* **AIM**:
Retype the whole listing, please, keeping every line exact and dropping the pictures.
________________________
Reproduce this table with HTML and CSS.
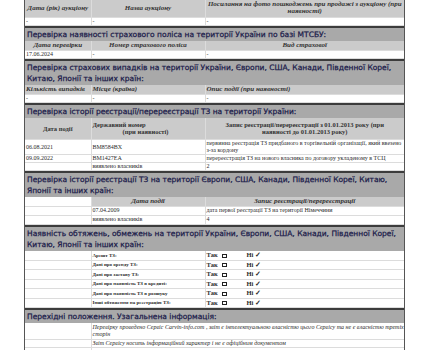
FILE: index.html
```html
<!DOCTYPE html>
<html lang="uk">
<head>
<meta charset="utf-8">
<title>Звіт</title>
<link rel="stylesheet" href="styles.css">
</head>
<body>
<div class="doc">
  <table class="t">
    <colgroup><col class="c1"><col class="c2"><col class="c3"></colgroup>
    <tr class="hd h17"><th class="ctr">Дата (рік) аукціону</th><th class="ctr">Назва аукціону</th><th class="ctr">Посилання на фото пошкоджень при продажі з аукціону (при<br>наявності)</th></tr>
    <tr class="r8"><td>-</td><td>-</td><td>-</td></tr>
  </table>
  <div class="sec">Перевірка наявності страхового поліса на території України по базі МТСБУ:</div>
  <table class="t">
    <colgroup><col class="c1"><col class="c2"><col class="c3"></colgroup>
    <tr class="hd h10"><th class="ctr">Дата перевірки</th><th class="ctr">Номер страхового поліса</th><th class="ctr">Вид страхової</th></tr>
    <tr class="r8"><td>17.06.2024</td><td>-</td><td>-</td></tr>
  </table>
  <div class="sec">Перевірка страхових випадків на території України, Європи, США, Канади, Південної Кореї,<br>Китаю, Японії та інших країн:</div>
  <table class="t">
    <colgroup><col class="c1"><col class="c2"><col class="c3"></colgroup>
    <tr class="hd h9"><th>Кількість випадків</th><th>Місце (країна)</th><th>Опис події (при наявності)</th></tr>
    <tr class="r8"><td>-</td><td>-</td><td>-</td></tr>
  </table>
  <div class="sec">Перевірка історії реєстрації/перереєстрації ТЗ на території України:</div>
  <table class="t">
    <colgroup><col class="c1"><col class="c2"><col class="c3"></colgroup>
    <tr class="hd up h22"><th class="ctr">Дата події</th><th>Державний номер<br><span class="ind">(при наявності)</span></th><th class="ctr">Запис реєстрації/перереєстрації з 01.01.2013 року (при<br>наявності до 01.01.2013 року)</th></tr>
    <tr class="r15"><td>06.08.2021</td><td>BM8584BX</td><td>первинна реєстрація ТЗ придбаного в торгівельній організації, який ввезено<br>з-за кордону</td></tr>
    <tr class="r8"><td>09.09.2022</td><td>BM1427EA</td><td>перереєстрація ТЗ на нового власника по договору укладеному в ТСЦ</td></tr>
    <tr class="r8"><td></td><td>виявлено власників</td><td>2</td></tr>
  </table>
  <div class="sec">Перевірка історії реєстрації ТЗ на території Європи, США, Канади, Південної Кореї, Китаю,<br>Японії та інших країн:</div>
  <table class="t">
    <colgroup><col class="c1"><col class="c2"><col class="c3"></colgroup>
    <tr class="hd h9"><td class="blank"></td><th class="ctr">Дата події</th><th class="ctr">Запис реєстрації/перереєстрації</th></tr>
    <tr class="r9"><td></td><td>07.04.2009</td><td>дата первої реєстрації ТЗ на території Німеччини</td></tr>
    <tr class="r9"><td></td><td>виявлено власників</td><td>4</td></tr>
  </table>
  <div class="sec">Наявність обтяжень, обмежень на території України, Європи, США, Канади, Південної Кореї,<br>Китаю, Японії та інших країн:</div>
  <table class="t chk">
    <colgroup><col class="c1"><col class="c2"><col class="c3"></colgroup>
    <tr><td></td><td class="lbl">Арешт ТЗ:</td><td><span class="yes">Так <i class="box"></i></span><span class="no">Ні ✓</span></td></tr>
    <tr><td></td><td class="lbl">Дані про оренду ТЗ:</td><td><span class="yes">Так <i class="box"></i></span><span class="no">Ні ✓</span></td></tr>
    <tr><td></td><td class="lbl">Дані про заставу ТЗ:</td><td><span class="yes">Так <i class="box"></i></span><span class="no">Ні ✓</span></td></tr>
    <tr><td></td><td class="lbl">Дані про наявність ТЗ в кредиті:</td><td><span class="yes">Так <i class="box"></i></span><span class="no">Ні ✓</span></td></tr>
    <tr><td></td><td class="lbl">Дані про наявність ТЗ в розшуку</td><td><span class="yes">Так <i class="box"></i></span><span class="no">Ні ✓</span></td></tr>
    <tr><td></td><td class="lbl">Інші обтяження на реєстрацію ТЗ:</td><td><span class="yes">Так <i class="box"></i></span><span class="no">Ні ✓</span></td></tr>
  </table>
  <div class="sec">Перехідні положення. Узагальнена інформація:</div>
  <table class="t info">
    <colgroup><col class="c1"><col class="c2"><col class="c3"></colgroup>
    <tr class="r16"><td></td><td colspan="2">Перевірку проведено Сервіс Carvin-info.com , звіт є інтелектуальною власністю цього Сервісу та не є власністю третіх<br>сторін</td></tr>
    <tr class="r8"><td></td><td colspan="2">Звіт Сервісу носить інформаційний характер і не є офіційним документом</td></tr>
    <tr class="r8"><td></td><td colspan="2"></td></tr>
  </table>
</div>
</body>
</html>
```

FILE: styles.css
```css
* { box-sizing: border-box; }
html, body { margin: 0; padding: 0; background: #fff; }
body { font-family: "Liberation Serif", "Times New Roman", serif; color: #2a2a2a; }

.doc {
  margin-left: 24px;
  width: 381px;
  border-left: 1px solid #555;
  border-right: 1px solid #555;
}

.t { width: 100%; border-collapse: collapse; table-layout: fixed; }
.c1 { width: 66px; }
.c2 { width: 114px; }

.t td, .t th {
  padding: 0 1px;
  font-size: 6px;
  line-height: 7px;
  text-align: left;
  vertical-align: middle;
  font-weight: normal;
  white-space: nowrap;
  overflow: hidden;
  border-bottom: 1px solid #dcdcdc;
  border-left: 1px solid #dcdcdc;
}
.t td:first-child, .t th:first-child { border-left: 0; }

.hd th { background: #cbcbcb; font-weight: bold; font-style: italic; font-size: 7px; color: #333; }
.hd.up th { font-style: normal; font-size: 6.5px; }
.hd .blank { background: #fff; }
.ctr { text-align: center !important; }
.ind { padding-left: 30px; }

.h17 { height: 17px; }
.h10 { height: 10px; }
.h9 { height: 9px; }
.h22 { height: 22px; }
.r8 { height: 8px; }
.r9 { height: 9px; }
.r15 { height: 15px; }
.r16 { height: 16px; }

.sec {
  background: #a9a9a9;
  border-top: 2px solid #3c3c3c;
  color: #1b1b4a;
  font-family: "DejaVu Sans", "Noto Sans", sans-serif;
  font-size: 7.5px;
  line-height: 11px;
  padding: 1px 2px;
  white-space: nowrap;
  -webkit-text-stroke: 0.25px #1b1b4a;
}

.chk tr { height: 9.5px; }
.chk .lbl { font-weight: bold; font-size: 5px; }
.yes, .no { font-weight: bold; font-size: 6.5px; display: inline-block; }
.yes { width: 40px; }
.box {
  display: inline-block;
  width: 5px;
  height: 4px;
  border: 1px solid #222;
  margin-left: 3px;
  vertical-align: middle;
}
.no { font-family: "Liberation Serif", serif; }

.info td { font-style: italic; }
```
________________________
* **ANSWER TO THIS PROBLEM**:
Reproduce this table with HTML and CSS.
FILE: index.html
```html
<!DOCTYPE html>
<html lang="uk">
<head>
<meta charset="utf-8">
<title>Звіт</title>
<link rel="stylesheet" href="styles.css">
</head>
<body>
<div class="doc">
  <table class="t">
    <colgroup><col class="c1"><col class="c2"><col class="c3"></colgroup>
    <tr class="hd h17"><th class="ctr">Дата (рік) аукціону</th><th class="ctr">Назва аукціону</th><th class="ctr">Посилання на фото пошкоджень при продажі з аукціону (при<br>наявності)</th></tr>
    <tr class="r8"><td>-</td><td>-</td><td>-</td></tr>
  </table>
  <div class="sec">Перевірка наявності страхового поліса на території України по базі МТСБУ:</div>
  <table class="t">
    <colgroup><col class="c1"><col class="c2"><col class="c3"></colgroup>
    <tr class="hd h10"><th class="ctr">Дата перевірки</th><th class="ctr">Номер страхового поліса</th><th class="ctr">Вид страхової</th></tr>
    <tr class="r8"><td>17.06.2024</td><td>-</td><td>-</td></tr>
  </table>
  <div class="sec">Перевірка страхових випадків на території України, Європи, США, Канади, Південної Кореї,<br>Китаю, Японії та інших країн:</div>
  <table class="t">
    <colgroup><col class="c1"><col class="c2"><col class="c3"></colgroup>
    <tr class="hd h9"><th>Кількість випадків</th><th>Місце (країна)</th><th>Опис події (при наявності)</th></tr>
    <tr class="r8"><td>-</td><td>-</td><td>-</td></tr>
  </table>
  <div class="sec">Перевірка історії реєстрації/перереєстрації ТЗ на території України:</div>
  <table class="t">
    <colgroup><col class="c1"><col class="c2"><col class="c3"></colgroup>
    <tr class="hd up h22"><th class="ctr">Дата події</th><th>Державний номер<br><span class="ind">(при наявності)</span></th><th class="ctr">Запис реєстрації/перереєстрації з 01.01.2013 року (при<br>наявності до 01.01.2013 року)</th></tr>
    <tr class="r15"><td>06.08.2021</td><td>BM8584BX</td><td>первинна реєстрація ТЗ придбаного в торгівельній організації, який ввезено<br>з-за кордону</td></tr>
    <tr class="r8"><td>09.09.2022</td><td>BM1427EA</td><td>перереєстрація ТЗ на нового власника по договору укладеному в ТСЦ</td></tr>
    <tr class="r8"><td></td><td>виявлено власників</td><td>2</td></tr>
  </table>
  <div class="sec">Перевірка історії реєстрації ТЗ на території Європи, США, Канади, Південної Кореї, Китаю,<br>Японії та інших країн:</div>
  <table class="t">
    <colgroup><col class="c1"><col class="c2"><col class="c3"></colgroup>
    <tr class="hd h9"><td class="blank"></td><th class="ctr">Дата події</th><th class="ctr">Запис реєстрації/перереєстрації</th></tr>
    <tr class="r9"><td></td><td>07.04.2009</td><td>дата первої реєстрації ТЗ на території Німеччини</td></tr>
    <tr class="r9"><td></td><td>виявлено власників</td><td>4</td></tr>
  </table>
  <div class="sec">Наявність обтяжень, обмежень на території України, Європи, США, Канади, Південної Кореї,<br>Китаю, Японії та інших країн:</div>
  <table class="t chk">
    <colgroup><col class="c1"><col class="c2"><col class="c3"></colgroup>
    <tr><td></td><td class="lbl">Арешт ТЗ:</td><td><span class="yes">Так <i class="box"></i></span><span class="no">Ні ✓</span></td></tr>
    <tr><td></td><td class="lbl">Дані про оренду ТЗ:</td><td><span class="yes">Так <i class="box"></i></span><span class="no">Ні ✓</span></td></tr>
    <tr><td></td><td class="lbl">Дані про заставу ТЗ:</td><td><span class="yes">Так <i class="box"></i></span><span class="no">Ні ✓</span></td></tr>
    <tr><td></td><td class="lbl">Дані про наявність ТЗ в кредиті:</td><td><span class="yes">Так <i class="box"></i></span><span class="no">Ні ✓</span></td></tr>
    <tr><td></td><td class="lbl">Дані про наявність ТЗ в розшуку</td><td><span class="yes">Так <i class="box"></i></span><span class="no">Ні ✓</span></td></tr>
    <tr><td></td><td class="lbl">Інші обтяження на реєстрацію ТЗ:</td><td><span class="yes">Так <i class="box"></i></span><span class="no">Ні ✓</span></td></tr>
  </table>
  <div class="sec">Перехідні положення. Узагальнена інформація:</div>
  <table class="t info">
    <colgroup><col class="c1"><col class="c2"><col class="c3"></colgroup>
    <tr class="r16"><td></td><td colspan="2">Перевірку проведено Сервіс Carvin-info.com , звіт є інтелектуальною власністю цього Сервісу та не є власністю третіх<br>сторін</td></tr>
    <tr class="r8"><td></td><td colspan="2">Звіт Сервісу носить інформаційний характер і не є офіційним документом</td></tr>
    <tr class="r8"><td></td><td colspan="2"></td></tr>
  </table>
</div>
</body>
</html>
```

FILE: styles.css
```css
* { box-sizing: border-box; }
html, body { margin: 0; padding: 0; background: #fff; }
body { font-family: "Liberation Serif", "Times New Roman", serif; color: #2a2a2a; }

.doc {
  margin-left: 24px;
  width: 381px;
  border-left: 1px solid #555;
  border-right: 1px solid #555;
}

.t { width: 100%; border-collapse: collapse; table-layout: fixed; }
.c1 { width: 66px; }
.c2 { width: 114px; }

.t td, .t th {
  padding: 0 1px;
  font-size: 6px;
  line-height: 7px;
  text-align: left;
  vertical-align: middle;
  font-weight: normal;
  white-space: nowrap;
  overflow: hidden;
  border-bottom: 1px solid #dcdcdc;
  border-left: 1px solid #dcdcdc;
}
.t td:first-child, .t th:first-child { border-left: 0; }

.hd th { background: #cbcbcb; font-weight: bold; font-style: italic; font-size: 7px; color: #333; }
.hd.up th { font-style: normal; font-size: 6.5px; }
.hd .blank { background: #fff; }
.ctr { text-align: center !important; }
.ind { padding-left: 30px; }

.h17 { height: 17px; }
.h10 { height: 10px; }
.h9 { height: 9px; }
.h22 { height: 22px; }
.r8 { height: 8px; }
.r9 { height: 9px; }
.r15 { height: 15px; }
.r16 { height: 16px; }

.sec {
  background: #a9a9a9;
  border-top: 2px solid #3c3c3c;
  color: #1b1b4a;
  font-family: "DejaVu Sans", "Noto Sans", sans-serif;
  font-size: 7.5px;
  line-height: 11px;
  padding: 1px 2px;
  white-space: nowrap;
  -webkit-text-stroke: 0.25px #1b1b4a;
}

.chk tr { height: 9.5px; }
.chk .lbl { font-weight: bold; font-size: 5px; }
.yes, .no { font-weight: bold; font-size: 6.5px; display: inline-block; }
.yes { width: 40px; }
.box {
  display: inline-block;
  width: 5px;
  height: 4px;
  border: 1px solid #222;
  margin-left: 3px;
  vertical-align: middle;
}
.no { font-family: "Liberation Serif", serif; }

.info td { font-style: italic; }
```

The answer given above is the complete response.